• [Task goal]
Write out the material exactly, leaving every picture behind.

• [Data extract]
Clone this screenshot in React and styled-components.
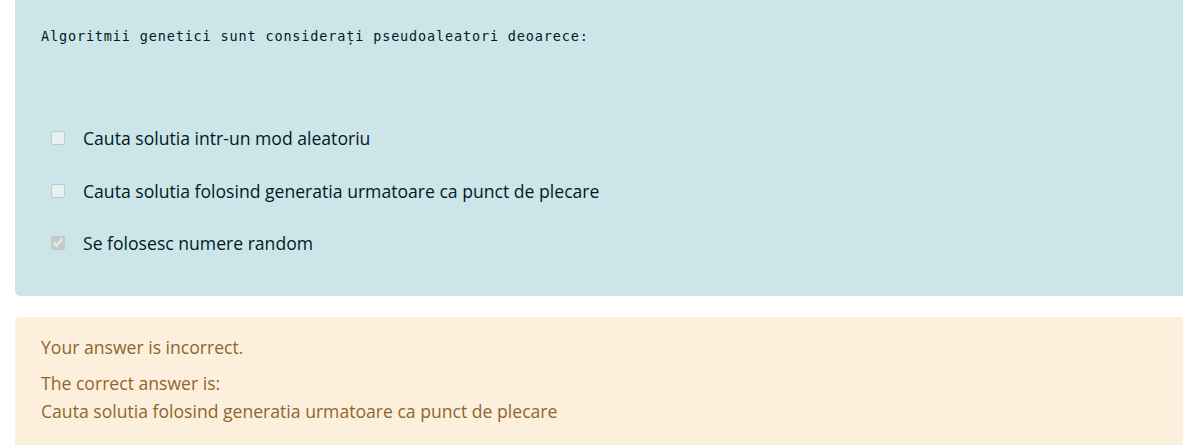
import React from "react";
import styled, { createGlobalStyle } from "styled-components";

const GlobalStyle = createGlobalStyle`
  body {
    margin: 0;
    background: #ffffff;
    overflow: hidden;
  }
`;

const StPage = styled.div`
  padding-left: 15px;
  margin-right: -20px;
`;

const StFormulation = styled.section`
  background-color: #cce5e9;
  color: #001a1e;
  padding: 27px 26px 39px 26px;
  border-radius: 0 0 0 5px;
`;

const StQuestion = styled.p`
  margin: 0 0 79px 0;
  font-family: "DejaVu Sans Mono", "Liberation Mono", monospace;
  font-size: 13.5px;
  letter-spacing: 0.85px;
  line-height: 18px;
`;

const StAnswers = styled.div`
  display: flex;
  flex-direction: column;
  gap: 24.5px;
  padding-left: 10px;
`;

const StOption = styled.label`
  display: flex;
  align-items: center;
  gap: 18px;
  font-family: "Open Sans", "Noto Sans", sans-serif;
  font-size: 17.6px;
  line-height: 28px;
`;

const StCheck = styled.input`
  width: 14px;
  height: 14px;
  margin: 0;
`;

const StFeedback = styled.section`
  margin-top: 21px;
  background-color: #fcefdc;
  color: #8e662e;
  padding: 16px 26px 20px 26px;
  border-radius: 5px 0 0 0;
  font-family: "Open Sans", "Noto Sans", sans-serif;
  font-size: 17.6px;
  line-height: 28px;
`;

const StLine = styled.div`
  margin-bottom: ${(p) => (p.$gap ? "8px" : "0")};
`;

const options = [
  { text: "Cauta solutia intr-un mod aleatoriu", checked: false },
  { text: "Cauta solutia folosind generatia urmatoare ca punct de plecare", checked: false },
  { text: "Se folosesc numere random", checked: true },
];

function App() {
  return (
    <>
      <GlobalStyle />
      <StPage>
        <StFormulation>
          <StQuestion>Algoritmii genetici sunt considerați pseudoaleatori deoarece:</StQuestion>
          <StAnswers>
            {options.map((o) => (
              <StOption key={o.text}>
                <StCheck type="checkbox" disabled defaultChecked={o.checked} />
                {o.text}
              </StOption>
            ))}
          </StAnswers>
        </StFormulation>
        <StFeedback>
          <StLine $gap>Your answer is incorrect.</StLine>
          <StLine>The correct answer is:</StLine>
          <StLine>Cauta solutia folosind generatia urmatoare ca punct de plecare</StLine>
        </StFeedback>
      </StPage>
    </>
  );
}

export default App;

• [Written response]
Clone this screenshot in React and styled-components.
import React from "react";
import styled, { createGlobalStyle } from "styled-components";

const GlobalStyle = createGlobalStyle`
  body {
    margin: 0;
    background: #ffffff;
    overflow: hidden;
  }
`;

const StPage = styled.div`
  padding-left: 15px;
  margin-right: -20px;
`;

const StFormulation = styled.section`
  background-color: #cce5e9;
  color: #001a1e;
  padding: 27px 26px 39px 26px;
  border-radius: 0 0 0 5px;
`;

const StQuestion = styled.p`
  margin: 0 0 79px 0;
  font-family: "DejaVu Sans Mono", "Liberation Mono", monospace;
  font-size: 13.5px;
  letter-spacing: 0.85px;
  line-height: 18px;
`;

const StAnswers = styled.div`
  display: flex;
  flex-direction: column;
  gap: 24.5px;
  padding-left: 10px;
`;

const StOption = styled.label`
  display: flex;
  align-items: center;
  gap: 18px;
  font-family: "Open Sans", "Noto Sans", sans-serif;
  font-size: 17.6px;
  line-height: 28px;
`;

const StCheck = styled.input`
  width: 14px;
  height: 14px;
  margin: 0;
`;

const StFeedback = styled.section`
  margin-top: 21px;
  background-color: #fcefdc;
  color: #8e662e;
  padding: 16px 26px 20px 26px;
  border-radius: 5px 0 0 0;
  font-family: "Open Sans", "Noto Sans", sans-serif;
  font-size: 17.6px;
  line-height: 28px;
`;

const StLine = styled.div`
  margin-bottom: ${(p) => (p.$gap ? "8px" : "0")};
`;

const options = [
  { text: "Cauta solutia intr-un mod aleatoriu", checked: false },
  { text: "Cauta solutia folosind generatia urmatoare ca punct de plecare", checked: false },
  { text: "Se folosesc numere random", checked: true },
];

function App() {
  return (
    <>
      <GlobalStyle />
      <StPage>
        <StFormulation>
          <StQuestion>Algoritmii genetici sunt considerați pseudoaleatori deoarece:</StQuestion>
          <StAnswers>
            {options.map((o) => (
              <StOption key={o.text}>
                <StCheck type="checkbox" disabled defaultChecked={o.checked} />
                {o.text}
              </StOption>
            ))}
          </StAnswers>
        </StFormulation>
        <StFeedback>
          <StLine $gap>Your answer is incorrect.</StLine>
          <StLine>The correct answer is:</StLine>
          <StLine>Cauta solutia folosind generatia urmatoare ca punct de plecare</StLine>
        </StFeedback>
      </StPage>
    </>
  );
}

export default App;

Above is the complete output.